(Exercise task):
Pull every line containing "Tailwind" from the entries.

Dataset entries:
___

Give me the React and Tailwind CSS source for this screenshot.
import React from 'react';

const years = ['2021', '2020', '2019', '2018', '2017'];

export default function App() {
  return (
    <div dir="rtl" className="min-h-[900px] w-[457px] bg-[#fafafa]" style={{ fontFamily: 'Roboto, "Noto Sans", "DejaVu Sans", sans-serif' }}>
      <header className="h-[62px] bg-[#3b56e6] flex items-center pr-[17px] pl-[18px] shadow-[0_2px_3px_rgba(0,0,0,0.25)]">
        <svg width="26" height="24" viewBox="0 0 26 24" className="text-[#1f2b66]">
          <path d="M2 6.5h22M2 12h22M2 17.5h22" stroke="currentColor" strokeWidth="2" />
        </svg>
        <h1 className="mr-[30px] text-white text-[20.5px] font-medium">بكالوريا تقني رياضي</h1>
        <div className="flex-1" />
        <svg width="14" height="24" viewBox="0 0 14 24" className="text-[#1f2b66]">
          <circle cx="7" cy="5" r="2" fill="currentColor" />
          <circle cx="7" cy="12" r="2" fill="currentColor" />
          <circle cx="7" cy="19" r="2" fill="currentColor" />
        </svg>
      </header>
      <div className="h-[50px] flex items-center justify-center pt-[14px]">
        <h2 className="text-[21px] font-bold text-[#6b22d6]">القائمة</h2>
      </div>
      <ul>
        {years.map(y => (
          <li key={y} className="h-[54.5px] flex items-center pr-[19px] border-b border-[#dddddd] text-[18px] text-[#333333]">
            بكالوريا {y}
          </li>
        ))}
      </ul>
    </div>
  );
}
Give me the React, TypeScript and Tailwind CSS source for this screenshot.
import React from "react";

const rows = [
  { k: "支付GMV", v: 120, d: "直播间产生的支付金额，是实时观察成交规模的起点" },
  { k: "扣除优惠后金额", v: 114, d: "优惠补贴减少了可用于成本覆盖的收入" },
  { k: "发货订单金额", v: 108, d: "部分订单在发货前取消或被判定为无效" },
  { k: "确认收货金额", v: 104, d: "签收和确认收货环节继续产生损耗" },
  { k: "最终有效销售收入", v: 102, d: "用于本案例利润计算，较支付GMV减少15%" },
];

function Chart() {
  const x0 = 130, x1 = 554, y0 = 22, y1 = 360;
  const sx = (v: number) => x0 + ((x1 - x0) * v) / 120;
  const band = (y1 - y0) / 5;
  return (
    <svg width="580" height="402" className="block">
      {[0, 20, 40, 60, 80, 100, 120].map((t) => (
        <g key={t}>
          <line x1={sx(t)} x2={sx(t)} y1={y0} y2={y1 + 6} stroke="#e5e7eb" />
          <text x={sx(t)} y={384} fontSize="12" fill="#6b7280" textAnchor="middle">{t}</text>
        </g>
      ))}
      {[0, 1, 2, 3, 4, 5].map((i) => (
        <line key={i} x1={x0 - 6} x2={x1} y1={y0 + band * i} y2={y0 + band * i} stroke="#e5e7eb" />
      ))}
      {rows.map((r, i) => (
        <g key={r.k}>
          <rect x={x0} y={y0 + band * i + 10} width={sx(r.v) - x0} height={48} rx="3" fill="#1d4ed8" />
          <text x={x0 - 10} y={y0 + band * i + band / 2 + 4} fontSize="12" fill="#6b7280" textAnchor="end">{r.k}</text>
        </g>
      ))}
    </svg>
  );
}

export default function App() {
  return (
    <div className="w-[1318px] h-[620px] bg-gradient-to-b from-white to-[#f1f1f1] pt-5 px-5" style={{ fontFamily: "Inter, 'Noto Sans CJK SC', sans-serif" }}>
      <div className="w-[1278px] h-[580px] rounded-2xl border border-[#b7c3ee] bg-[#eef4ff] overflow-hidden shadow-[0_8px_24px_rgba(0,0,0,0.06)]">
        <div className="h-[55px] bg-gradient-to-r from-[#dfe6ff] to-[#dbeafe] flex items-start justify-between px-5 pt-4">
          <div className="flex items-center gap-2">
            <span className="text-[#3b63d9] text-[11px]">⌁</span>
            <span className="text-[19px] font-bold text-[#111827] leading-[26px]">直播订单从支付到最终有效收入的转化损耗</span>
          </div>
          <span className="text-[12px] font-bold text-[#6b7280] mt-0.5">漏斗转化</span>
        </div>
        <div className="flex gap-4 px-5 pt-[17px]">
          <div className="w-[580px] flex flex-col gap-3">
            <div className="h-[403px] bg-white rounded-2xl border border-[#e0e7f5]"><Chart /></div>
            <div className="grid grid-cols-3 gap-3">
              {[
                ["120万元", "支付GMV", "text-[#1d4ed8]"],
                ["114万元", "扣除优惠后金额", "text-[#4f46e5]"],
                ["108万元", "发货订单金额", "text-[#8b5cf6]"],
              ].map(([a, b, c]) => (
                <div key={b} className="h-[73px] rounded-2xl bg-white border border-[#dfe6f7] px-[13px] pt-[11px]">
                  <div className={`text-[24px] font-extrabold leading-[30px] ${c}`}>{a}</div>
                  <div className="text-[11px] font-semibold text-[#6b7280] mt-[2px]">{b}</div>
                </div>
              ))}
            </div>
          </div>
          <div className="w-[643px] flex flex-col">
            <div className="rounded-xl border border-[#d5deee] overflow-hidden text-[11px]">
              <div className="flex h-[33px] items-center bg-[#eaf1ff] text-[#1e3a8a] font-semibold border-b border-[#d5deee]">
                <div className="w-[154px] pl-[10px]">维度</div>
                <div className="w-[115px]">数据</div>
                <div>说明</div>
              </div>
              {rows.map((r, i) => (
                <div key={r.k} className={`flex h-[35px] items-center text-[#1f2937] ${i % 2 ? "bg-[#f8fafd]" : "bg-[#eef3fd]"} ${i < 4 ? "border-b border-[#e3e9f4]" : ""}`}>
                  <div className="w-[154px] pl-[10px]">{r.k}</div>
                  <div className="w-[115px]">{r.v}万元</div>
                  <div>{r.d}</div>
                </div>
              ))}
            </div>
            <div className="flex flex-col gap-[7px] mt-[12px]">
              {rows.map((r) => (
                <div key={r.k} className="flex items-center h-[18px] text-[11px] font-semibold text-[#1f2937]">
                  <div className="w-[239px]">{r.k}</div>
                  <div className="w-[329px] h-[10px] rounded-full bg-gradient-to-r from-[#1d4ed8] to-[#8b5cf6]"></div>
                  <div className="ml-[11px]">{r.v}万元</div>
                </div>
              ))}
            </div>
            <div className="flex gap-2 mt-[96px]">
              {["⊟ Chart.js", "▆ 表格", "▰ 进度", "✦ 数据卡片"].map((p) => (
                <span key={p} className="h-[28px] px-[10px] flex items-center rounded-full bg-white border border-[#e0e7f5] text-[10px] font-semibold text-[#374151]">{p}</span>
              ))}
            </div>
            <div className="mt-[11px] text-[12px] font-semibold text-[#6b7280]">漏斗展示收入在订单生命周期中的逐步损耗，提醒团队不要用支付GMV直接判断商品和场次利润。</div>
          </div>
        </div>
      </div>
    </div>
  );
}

___

(Answer below):
Give me the React and Tailwind CSS source for this screenshot.
Give me the React, TypeScript and Tailwind CSS source for this screenshot.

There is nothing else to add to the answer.